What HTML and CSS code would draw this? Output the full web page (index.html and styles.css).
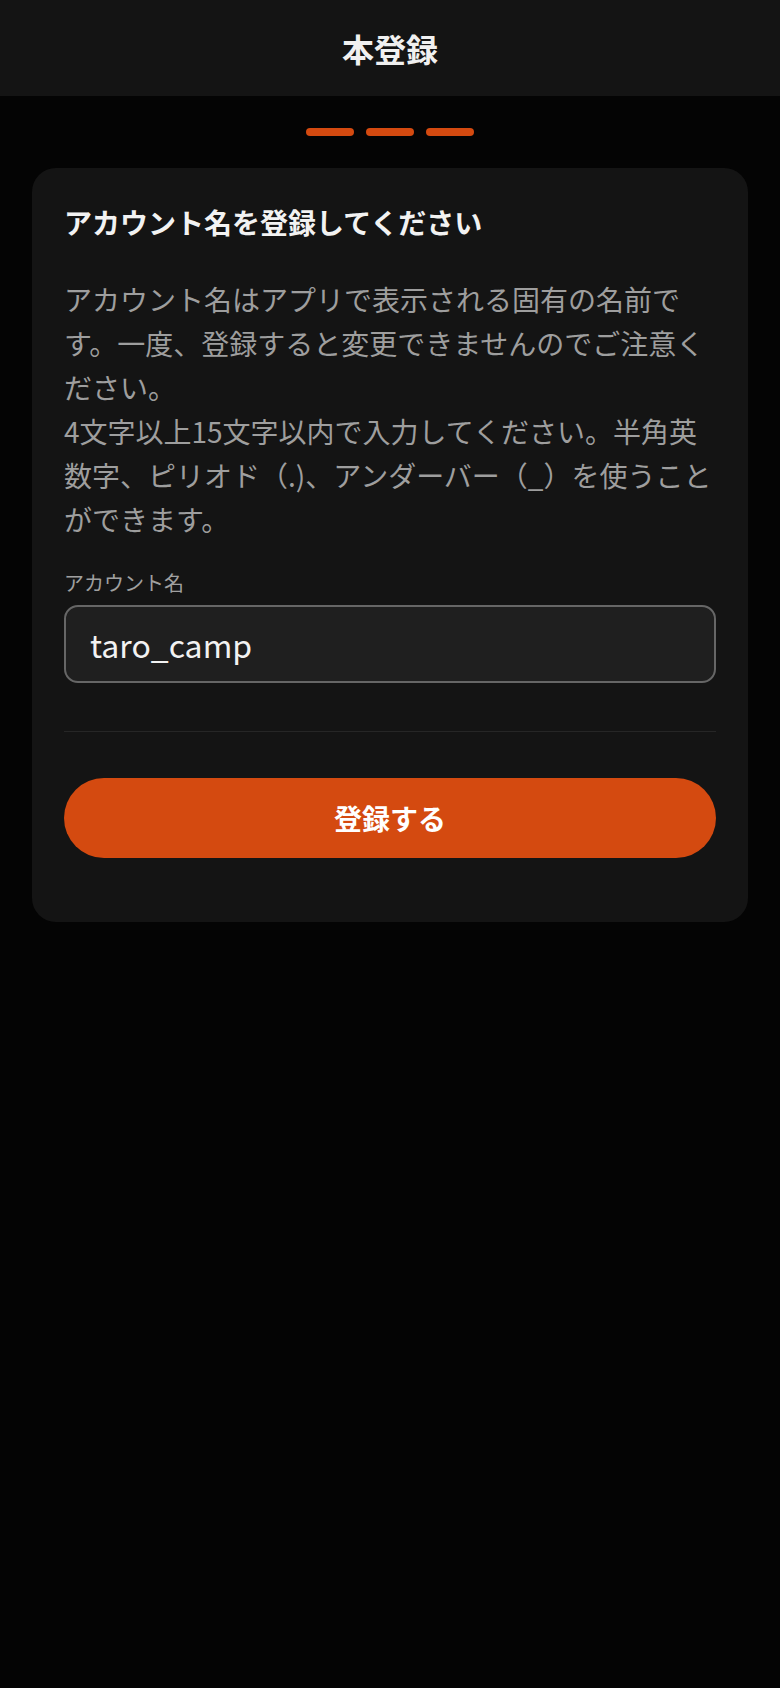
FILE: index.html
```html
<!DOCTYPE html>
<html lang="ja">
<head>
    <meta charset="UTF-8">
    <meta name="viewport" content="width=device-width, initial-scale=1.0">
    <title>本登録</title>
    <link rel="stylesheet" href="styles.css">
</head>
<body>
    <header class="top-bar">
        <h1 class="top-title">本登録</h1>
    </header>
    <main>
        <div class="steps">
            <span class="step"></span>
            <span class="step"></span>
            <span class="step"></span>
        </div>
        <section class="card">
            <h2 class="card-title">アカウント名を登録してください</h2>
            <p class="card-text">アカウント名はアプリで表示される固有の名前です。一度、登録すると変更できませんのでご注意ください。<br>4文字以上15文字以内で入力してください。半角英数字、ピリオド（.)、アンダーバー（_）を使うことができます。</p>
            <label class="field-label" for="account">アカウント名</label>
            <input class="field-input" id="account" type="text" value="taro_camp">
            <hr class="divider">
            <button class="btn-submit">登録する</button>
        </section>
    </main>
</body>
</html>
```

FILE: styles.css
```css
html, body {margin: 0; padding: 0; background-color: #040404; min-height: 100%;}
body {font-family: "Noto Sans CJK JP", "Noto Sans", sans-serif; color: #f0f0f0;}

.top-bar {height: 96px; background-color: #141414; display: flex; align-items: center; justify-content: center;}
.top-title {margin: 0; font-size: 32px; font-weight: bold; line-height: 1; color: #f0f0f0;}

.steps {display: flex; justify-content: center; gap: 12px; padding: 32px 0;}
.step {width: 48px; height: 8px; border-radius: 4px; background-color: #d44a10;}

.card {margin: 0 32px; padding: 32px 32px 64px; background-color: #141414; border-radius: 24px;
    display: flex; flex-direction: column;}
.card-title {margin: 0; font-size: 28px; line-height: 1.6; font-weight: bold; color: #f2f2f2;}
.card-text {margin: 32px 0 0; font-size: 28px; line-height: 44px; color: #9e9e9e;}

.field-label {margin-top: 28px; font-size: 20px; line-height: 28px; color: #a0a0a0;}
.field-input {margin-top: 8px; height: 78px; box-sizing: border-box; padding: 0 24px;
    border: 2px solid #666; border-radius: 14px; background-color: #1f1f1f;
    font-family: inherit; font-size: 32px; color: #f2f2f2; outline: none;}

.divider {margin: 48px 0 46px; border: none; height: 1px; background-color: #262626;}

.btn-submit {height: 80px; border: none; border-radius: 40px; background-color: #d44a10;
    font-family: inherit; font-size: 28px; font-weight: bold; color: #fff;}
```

- **Prompt**
Transcribe the full listing character for character. Pictures are excluded.

- **Solution to the problem**
What HTML and CSS code would draw this? Output the full web page (index.html and styles.css).
FILE: index.html
```html
<!DOCTYPE html>
<html lang="ja">
<head>
    <meta charset="UTF-8">
    <meta name="viewport" content="width=device-width, initial-scale=1.0">
    <title>本登録</title>
    <link rel="stylesheet" href="styles.css">
</head>
<body>
    <header class="top-bar">
        <h1 class="top-title">本登録</h1>
    </header>
    <main>
        <div class="steps">
            <span class="step"></span>
            <span class="step"></span>
            <span class="step"></span>
        </div>
        <section class="card">
            <h2 class="card-title">アカウント名を登録してください</h2>
            <p class="card-text">アカウント名はアプリで表示される固有の名前です。一度、登録すると変更できませんのでご注意ください。<br>4文字以上15文字以内で入力してください。半角英数字、ピリオド（.)、アンダーバー（_）を使うことができます。</p>
            <label class="field-label" for="account">アカウント名</label>
            <input class="field-input" id="account" type="text" value="taro_camp">
            <hr class="divider">
            <button class="btn-submit">登録する</button>
        </section>
    </main>
</body>
</html>
```

FILE: styles.css
```css
html, body {margin: 0; padding: 0; background-color: #040404; min-height: 100%;}
body {font-family: "Noto Sans CJK JP", "Noto Sans", sans-serif; color: #f0f0f0;}

.top-bar {height: 96px; background-color: #141414; display: flex; align-items: center; justify-content: center;}
.top-title {margin: 0; font-size: 32px; font-weight: bold; line-height: 1; color: #f0f0f0;}

.steps {display: flex; justify-content: center; gap: 12px; padding: 32px 0;}
.step {width: 48px; height: 8px; border-radius: 4px; background-color: #d44a10;}

.card {margin: 0 32px; padding: 32px 32px 64px; background-color: #141414; border-radius: 24px;
    display: flex; flex-direction: column;}
.card-title {margin: 0; font-size: 28px; line-height: 1.6; font-weight: bold; color: #f2f2f2;}
.card-text {margin: 32px 0 0; font-size: 28px; line-height: 44px; color: #9e9e9e;}

.field-label {margin-top: 28px; font-size: 20px; line-height: 28px; color: #a0a0a0;}
.field-input {margin-top: 8px; height: 78px; box-sizing: border-box; padding: 0 24px;
    border: 2px solid #666; border-radius: 14px; background-color: #1f1f1f;
    font-family: inherit; font-size: 32px; color: #f2f2f2; outline: none;}

.divider {margin: 48px 0 46px; border: none; height: 1px; background-color: #262626;}

.btn-submit {height: 80px; border: none; border-radius: 40px; background-color: #d44a10;
    font-family: inherit; font-size: 28px; font-weight: bold; color: #fff;}
```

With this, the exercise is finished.